Acá la historia de amor parece un poco forzada, al igual que la maldad de los padres que se disputan al chiquilín interpretado por un tal Eduardo Minett, un actor de telenovelas en su debut en Hollywood que no parece a la altura de la exigencia. A excepción de Eastwood que hace de la idea que tenemos de sí mismo, las actuaciones son bastante lineales y aportan poco al rescate de todo esto.
Lo mejor parece la fotografía de Ben Davis, quien consigue imágenes aisladas más contundentes que el conjunto de la película. Eso aplica a la escena del viaje en la que vemos a Mike Milo (Eastwood), gigante y en comunión con la tierra o acompañado por una tropilla de caballos. Hay también un interesante trabajo sobre su cuerpo; lo vemos alardear de una agilidad impropia para sus años y con un andar firme, aunque achacoso mostrado con travellings reveladores. La libido que despierta en algunas mujeres es, digamos, inusitada.
Una reflexión sobre lo sobrevalorado que es el concepto de machismo (dicha por una de las estrellas que más ha simbolizado eso en el cine) y algo del personaje que es capaz de pegar un par de piñazos pero también necesita una siesta reparadora cada tanto, refuerzan esa idea de que algo se está queriendo decir.
Eso queda aplastado, la mayoría de las veces, por una forma rutinaria, que desdibuja algunas de esas inquietudes.
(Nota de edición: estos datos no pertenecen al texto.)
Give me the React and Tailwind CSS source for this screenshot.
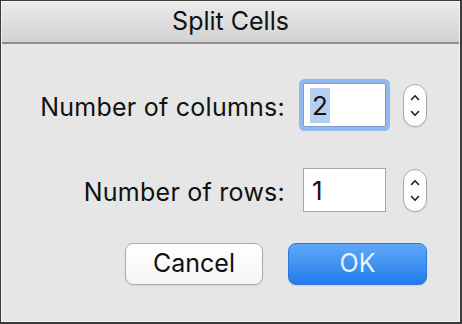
const FONT = { fontFamily: 'Inter, "Liberation Sans", sans-serif' }

function Stepper() {
  return (
    <div className="ml-[17px] flex h-[43px] w-[24px] flex-col items-center justify-center gap-[9px] rounded-full border border-[#a9a9a9] bg-[#fdfdfd] shadow-[0_1px_1px_rgba(0,0,0,0.08)]">
      <svg width="10" height="7" viewBox="0 0 10 7" fill="none">
        <path d="M1.5 5.5 L5 1.8 L8.5 5.5" stroke="#1e1e1e" strokeWidth="1.6" strokeLinecap="round" strokeLinejoin="round" />
      </svg>
      <svg width="10" height="7" viewBox="0 0 10 7" fill="none">
        <path d="M1.5 1.5 L5 5.2 L8.5 1.5" stroke="#1e1e1e" strokeWidth="1.6" strokeLinecap="round" strokeLinejoin="round" />
      </svg>
    </div>
  )
}

function Field({ label, value, focused }) {
  return (
    <div className="flex items-center justify-end">
      <span className="mr-[18px] mt-[6px] text-[25px] tracking-[0.01em] text-[#111]">{label}</span>
      {focused ? (
        <div className="flex h-[44px] w-[83px] items-center rounded-[2px] border border-[#7c9ccd] bg-white pl-[6px] shadow-[0_0_0_4px_#92b9ec]">
          <span className="bg-[#b5cff0] px-[2px] text-[26px] leading-[35px] text-[#111]">{value}</span>
        </div>
      ) : (
        <div className="flex h-[44px] w-[83px] items-center border border-[#a6a6a6] bg-white pl-[8px] text-[26px] text-[#111]">
          {value}
        </div>
      )}
      <Stepper />
    </div>
  )
}

export default function App() {
  return (
    <div className="h-[324px] w-[462px] bg-[#3b3b3b] pl-[1px] pr-[2px] pt-[1px] pb-[2px]" style={FONT}>
      <div className="flex h-full flex-col border border-[#f4f4f4] bg-[#e6e6e6]">
        <div className="flex h-[42px] items-center justify-center border-b-2 border-[#8e8e8e] bg-gradient-to-b from-[#ebebeb] to-[#d2d2d2] text-[25px] text-[#111]">
          Split Cells
        </div>
        <div className="flex flex-1 flex-col pr-[32px]">
          <div className="mt-[39px]">
            <Field label="Number of columns:" value="2" focused />
          </div>
          <div className="mt-[41px]">
            <Field label="Number of rows:" value="1" />
          </div>
          <div className="mt-[31px] flex justify-end gap-[25px]">
            <button className="h-[42px] w-[138px] rounded-[8px] border border-[#ababab] bg-gradient-to-b from-white to-[#f4f4f4] text-[25px] text-[#111] shadow-[0_1px_1px_rgba(0,0,0,0.08)]">
              Cancel
            </button>
            <button className="h-[42px] w-[139px] rounded-[8px] border border-[#2f78d8] bg-gradient-to-b from-[#5fa8f7] to-[#1f7cee] text-[25px] text-[#e9f3ff] shadow-[0_1px_1px_rgba(0,0,0,0.1)]">
              OK
            </button>
          </div>
        </div>
      </div>
    </div>
  )
}
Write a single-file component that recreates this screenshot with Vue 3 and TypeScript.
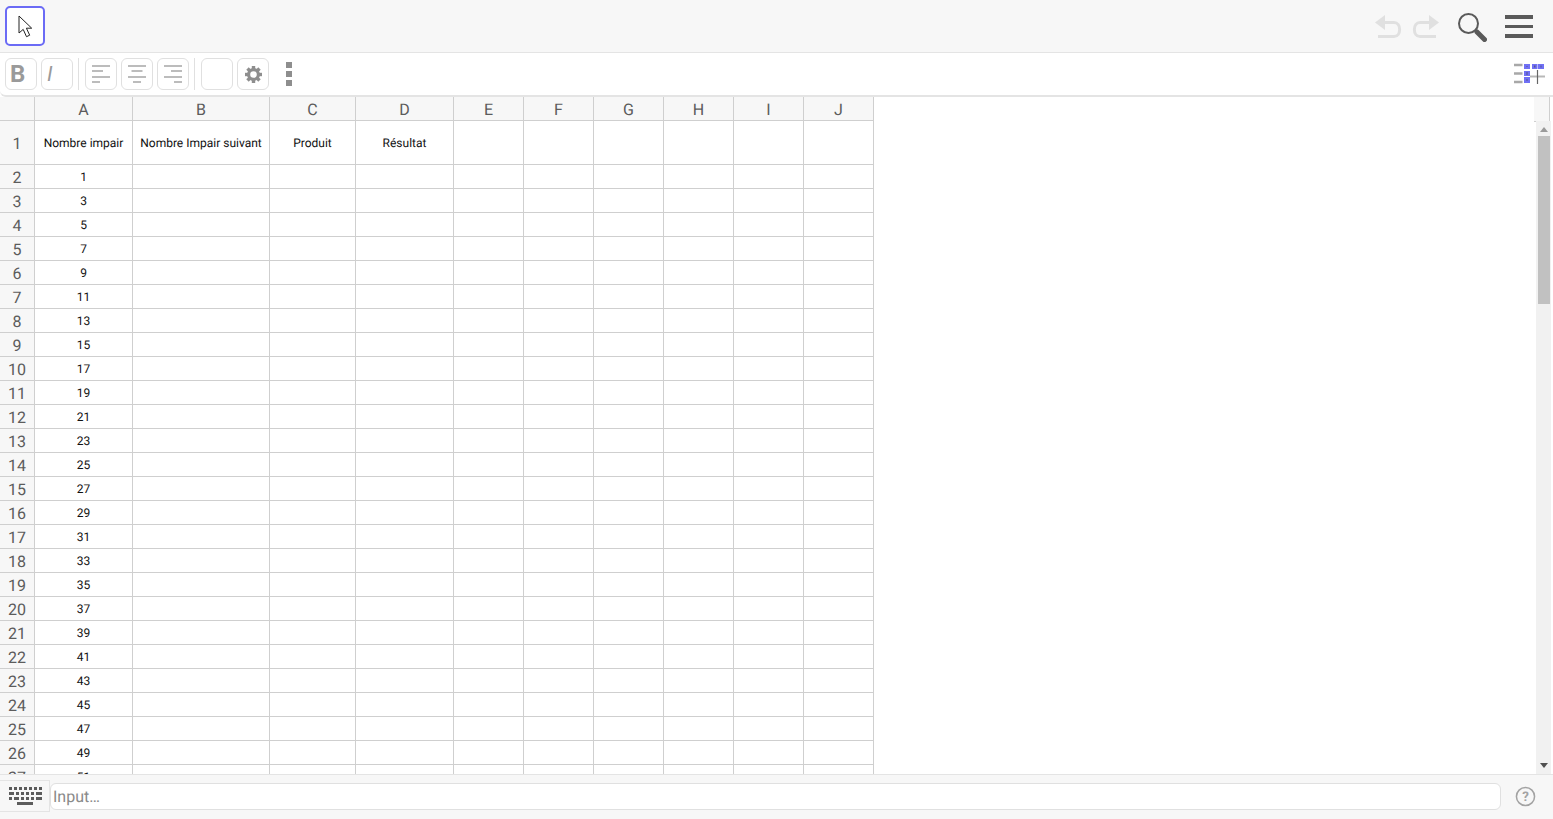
<template>
  <div class="app">
    <header class="topbar">
      <button class="mode-btn" aria-label="Move">
        <svg viewBox="0 0 16 24" width="16" height="24" aria-hidden="true">
          <path d="M2 2v17l4.200-3.600 3.300 7.300 3.200-1.500-3.300-7h5.300z" fill="#fff" stroke="#222" stroke-width="1" stroke-linejoin="round" />
        </svg>
      </button>
      <div class="topbar__right">
        <svg class="undo" viewBox="0 0 28 26" width="28" height="26" aria-hidden="true">
          <path d="M9 9.500h10c7.500 0 7.500 14 0 14H3" fill="none" stroke="#e0e0e0" stroke-width="3" />
          <path d="M0 9.500 10 2v15z" fill="#e0e0e0" />
        </svg>
        <svg class="redo" viewBox="0 0 28 26" width="28" height="26" aria-hidden="true">
          <path d="M19 9.500H9c-7.500 0-7.500 14 0 14h16" fill="none" stroke="#e0e0e0" stroke-width="3" />
          <path d="M28 9.500 18 2v15z" fill="#e0e0e0" />
        </svg>
        <svg class="search" viewBox="0 0 29 29" width="29" height="29" aria-hidden="true">
          <circle cx="10.500" cy="10.500" r="9.500" fill="none" stroke="#5a5a5a" stroke-width="2" />
          <path d="M19 19l7.500 7.500" stroke="#5a5a5a" stroke-width="5" stroke-linecap="round" />
        </svg>
        <div class="burger"><i /><i /><i /></div>
      </div>
    </header>

    <div class="stylebar">
      <button class="tool tool--text tool--bold">B</button>
      <button class="tool tool--text tool--italic">I</button>
      <span class="sep" />
      <button v-for="a in aligns" :key="a.name" class="tool" :aria-label="a.name">
        <svg viewBox="0 0 24 24" width="24" height="24" aria-hidden="true">
          <path v-for="(l, i) in a.lines" :key="i" :d="l" stroke="#a6a6a6" stroke-width="1.500" fill="none" />
        </svg>
      </button>
      <span class="sep" />
      <button class="tool" aria-label="Colour" />
      <button class="tool" aria-label="Settings">
        <svg viewBox="0 0 16 16" width="17" height="17" aria-hidden="true">
          <circle cx="8" cy="8" r="4.600" fill="none" stroke="#8e8e8e" stroke-width="3" />
          <rect
            v-for="t in gearTeeth"
            :key="t"
            x="6.400"
            y="0"
            width="3.200"
            height="3"
            fill="#8e8e8e"
            :transform="`rotate(${t} 8 8)`"
          />
        </svg>
      </button>
      <div class="dots"><i /><i /><i /></div>
      <svg class="view-toggle" viewBox="0 0 32 22" width="32" height="22" aria-hidden="true">
        <path d="M0 2h8.500M0 10.500h8.500M0 19h8.500" stroke="#a8a8a8" stroke-width="2.500" />
        <path d="M10 1h6v5h-6zM18 1h5.500v5H18zM24 1h6v5h-6zM10 8h6v5h-6zM10 14h6v6h-6z" fill="#7070f5" />
        <path d="M12.500 3h1v1h-1zM20 2.500h1.500v2H20zM26.500 2.500h1v2h-1zM12.500 9h1v3h-1zM12.500 16h1v2h-1z" fill="#55558a" />
        <path d="M16 13.500h15" stroke="#b8b8b8" stroke-width="2" />
        <path d="M23.500 7v14" stroke="#666" stroke-width="1.200" />
      </svg>
    </div>

    <main class="sheet">
      <div class="grid" :style="{ gridTemplateColumns: columnTemplate }">
        <div class="corner" />
        <div v-for="c in columns" :key="c.name" class="head">{{ c.name }}</div>
        <template v-for="r in rows" :key="r.index">
          <div class="row-head">{{ r.index }}</div>
          <div v-for="(c, i) in columns" :key="c.name" class="cell">{{ r.cells[i] }}</div>
        </template>
      </div>
      <div class="scroll-cap" />
      <div class="scrollbar">
        <span class="arrow arrow--up" />
        <div class="thumb" />
        <span class="arrow arrow--down" />
      </div>
    </main>

    <footer class="inputbar">
      <button class="kbd" aria-label="Keyboard">
        <svg viewBox="0 0 33 19" width="33" height="19" aria-hidden="true">
          <path fill="#5c5c5c" d="M0 0h3v3H0zM5 0h3v3H5zM10 0h3v3h-3zM15 0h3v3h-3zM20 0h3v3h-3zM25 0h3v3h-3zM30 0h3v3h-3zM0 5h5v3H0zM7 5h3v3H7zM12 5h3v3h-3zM17 5h3v3h-3zM22 5h3v3h-3zM27 5h6v3h-6zM0 10h3v3H0zM5 10h5v3H5zM12 10h3v3h-3zM17 10h3v3h-3zM22 10h3v3h-3zM27 10h6v3h-6zM8 15h16v3H8z" />
        </svg>
      </button>
      <div class="input-field">Input…</div>
      <svg class="help" viewBox="0 0 22 22" width="21" height="21" aria-hidden="true">
        <circle cx="11" cy="11" r="9.500" fill="none" stroke="#a3a3a3" stroke-width="1.600" />
        <text x="11" y="16" text-anchor="middle" class="help__mark">?</text>
      </svg>
    </footer>
  </div>
</template>

<script setup lang="ts">
import { computed } from 'vue'

const columns = [
  { name: 'A', width: 98 },
  { name: 'B', width: 137 },
  { name: 'C', width: 86 },
  { name: 'D', width: 98 },
  { name: 'E', width: 70 },
  { name: 'F', width: 70 },
  { name: 'G', width: 70 },
  { name: 'H', width: 70 },
  { name: 'I', width: 70 },
  { name: 'J', width: 70 },
]

const columnTemplate = computed(() => '35px ' + columns.map((c) => c.width + 'px').join(' '))

const titles = ['Nombre impair', 'Nombre Impair suivant', 'Produit', 'Résultat']

const rows = Array.from({ length: 27 }, (_, i) => {
  const index = i + 1
  const cells: string[] = index === 1 ? titles : [String(2 * index - 3)]
  return { index, cells }
})

const gearTeeth = [0, 45, 90, 135, 180, 225, 270, 315]

const aligns = [
  { name: 'Left', lines: ['M3 4h18', 'M3 9h11', 'M3 15h18', 'M3 20h8'] },
  { name: 'Center', lines: ['M3 4h18', 'M6.500 9h11', 'M3 15h18', 'M8 20h8'] },
  { name: 'Right', lines: ['M3 4h18', 'M10 9h11', 'M3 15h18', 'M13 20h8'] },
]
</script>

<style>
html,
body {
  margin: 0;
  overflow: hidden;
  background: #fff;
}
</style>

<style scoped>
.app {
  display: flex;
  flex-direction: column;
  width: 1553px;
  height: 819px;
  overflow: hidden;
  font-family: Roboto, "Liberation Sans", sans-serif;
  text-rendering: geometricPrecision;
  background: #fff;
}

.topbar {
  box-sizing: border-box;
  display: flex;
  align-items: center;
  justify-content: space-between;
  height: 53px;
  padding: 0 20px 0 5px;
  flex-shrink: 0;
  background: #f7f7f7;
  border-bottom: 1px solid #e4e4e4;
}

.mode-btn {
  display: flex;
  align-items: center;
  justify-content: center;
  box-sizing: border-box;
  width: 40px;
  height: 40px;
  padding: 0;
  border: 2px solid #6b6bf5;
  border-radius: 5px;
  background: #fff;
}

.topbar__right {
  display: flex;
  align-items: center;
}

.undo {
  margin-right: 8px;
}

.redo {
  margin-right: 19px;
}

.search {
  margin-right: 18px;
  margin-top: 2px;
}

.burger {
  display: flex;
  flex-direction: column;
  gap: 6px;
  width: 28px;
  margin-top: 1px;
}

.burger i {
  display: block;
  height: 3.500px;
  background: #5a5a5a;
}

.stylebar {
  box-sizing: border-box;
  display: flex;
  align-items: center;
  gap: 4px;
  height: 44px;
  flex-shrink: 0;
  padding: 0 7px 0 5px;
  background: #fff;
  border-bottom: 2px solid #e4e4e4;
  border-bottom-left-radius: 6px;
}

.tool {
  display: flex;
  align-items: center;
  justify-content: center;
  box-sizing: border-box;
  width: 32px;
  height: 32px;
  padding: 0;
  border: 1px solid #e0e0e0;
  border-radius: 6px;
  background: #fff;
}

.tool--text {
  justify-content: flex-start;
  color: #9a9a9a;
  font-family: Roboto, sans-serif;
}

.tool--bold {
  padding-left: 4px;
  font-size: 24px;
  font-weight: 700;
}

.tool--italic {
  padding-left: 5px;
  font-size: 21px;
  font-style: italic;
}

.sep {
  width: 1px;
  height: 32px;
  margin: 0 2px 0 1px;
  background: #e0e0e0;
}

.dots {
  display: flex;
  flex-direction: column;
  gap: 3px;
  margin-left: 13px;
}

.dots i {
  display: block;
  width: 6px;
  height: 6px;
  background: #8e8e8e;
}

.view-toggle {
  margin-left: auto;
}

.sheet {
  position: relative;
  flex: 1;
  min-height: 0;
  overflow: hidden;
}

.grid {
  display: grid;
  width: 874px;
  grid-template-rows: 24px 44px;
  grid-auto-rows: 24px;
  font-size: 12px;
  color: #111;
}

.corner,
.head,
.row-head {
  background: #f7f7f7;
  color: #5c5c5c;
}

.corner,
.head,
.row-head,
.cell {
  box-sizing: border-box;
  display: flex;
  align-items: center;
  justify-content: center;
  border-right: 1px solid #cfcfcf;
  border-bottom: 1px solid #cfcfcf;
}

.head,
.row-head {
  padding-top: 1px;
  font-size: 16px;
}

.scroll-cap {
  position: absolute;
  top: 0;
  right: 3px;
  width: 15px;
  height: 24px;
  background: #f7f7f7;
  border-right: 1px solid #cfcfcf;
  border-bottom: 1px solid #cfcfcf;
}

.scrollbar {
  position: absolute;
  top: 24px;
  right: 2px;
  bottom: 0;
  display: flex;
  flex-direction: column;
  align-items: center;
  width: 15px;
  background: #f1f1f1;
}

.thumb {
  width: 12px;
  height: 168px;
  margin-top: 4px;
  background: #c1c1c1;
}

.arrow {
  display: block;
  width: 0;
  height: 0;
  border-left: 4px solid transparent;
  border-right: 4px solid transparent;
}

.arrow--up {
  margin-top: 6px;
  border-bottom: 5px solid #9a9a9a;
}

.arrow--down {
  margin-top: auto;
  margin-bottom: 6px;
  border-top: 5px solid #505050;
}

.inputbar {
  box-sizing: border-box;
  display: flex;
  align-items: center;
  height: 45px;
  flex-shrink: 0;
  padding-bottom: 2px;
  background: #f7f7f7;
  border-top: 1px solid #e4e4e4;
}

.kbd {
  display: flex;
  align-items: center;
  justify-content: center;
  box-sizing: border-box;
  width: 50px;
  height: 32px;
  padding: 0 0 0 1px;
  border: 1px solid #e4e4e4;
  border-left: 0;
  background: #f7f7f7;
}

.input-field {
  box-sizing: border-box;
  display: flex;
  align-items: center;
  flex: 1;
  height: 27px;
  padding-left: 2px;
  border: 1px solid #e0e0e0;
  border-radius: 6px;
  background: #fff;
  color: #8a8a8a;
  font-size: 16px;
}

.help {
  margin: 0 17px 0 14px;
}

.help__mark {
  font-size: 14px;
  font-weight: 700;
  fill: #a3a3a3;
}
</style>
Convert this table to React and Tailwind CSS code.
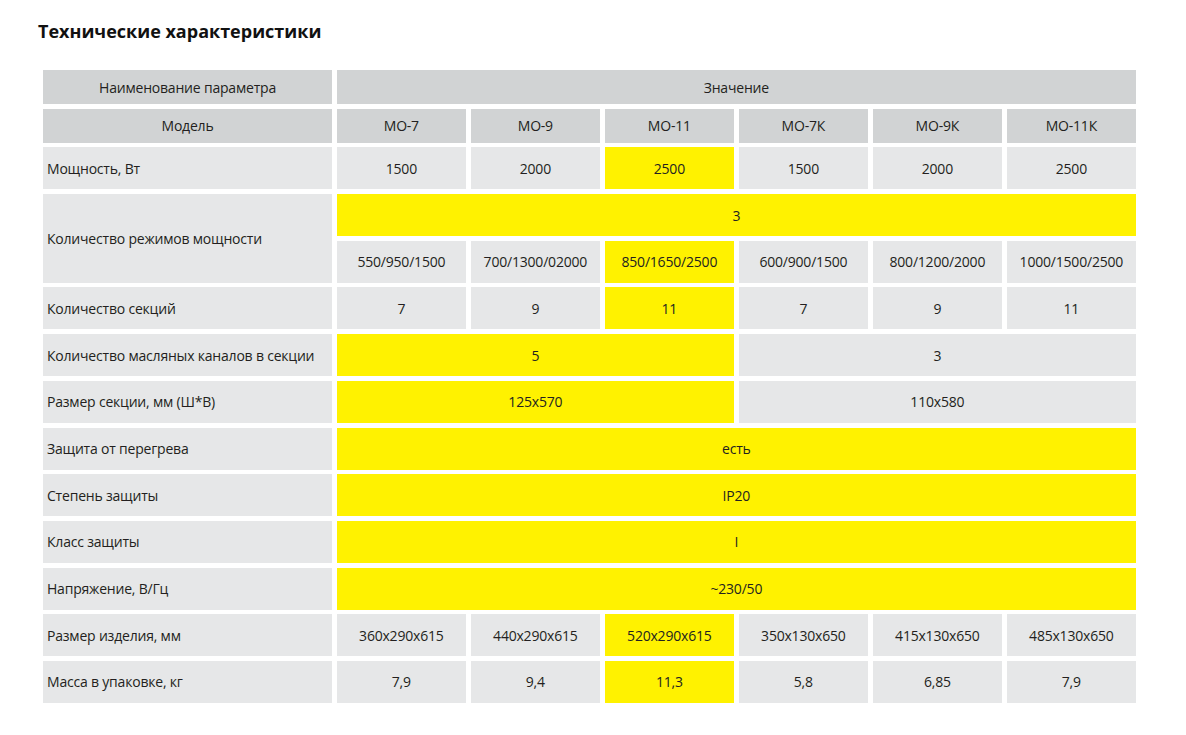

El producto final está más cerca de alguna película menor de Eastwood, que sigue siendo un narrador que conoce el protocolo clásico, de la década de 1970.
Parece claro, eso sí, qué le interesó de Cry Macho. Reúne algunas ideas de toda su filmografía y le permite, a los 91 años, volver a su personaje recurrente. Esta vez, sin embargo, merecía una mejor película.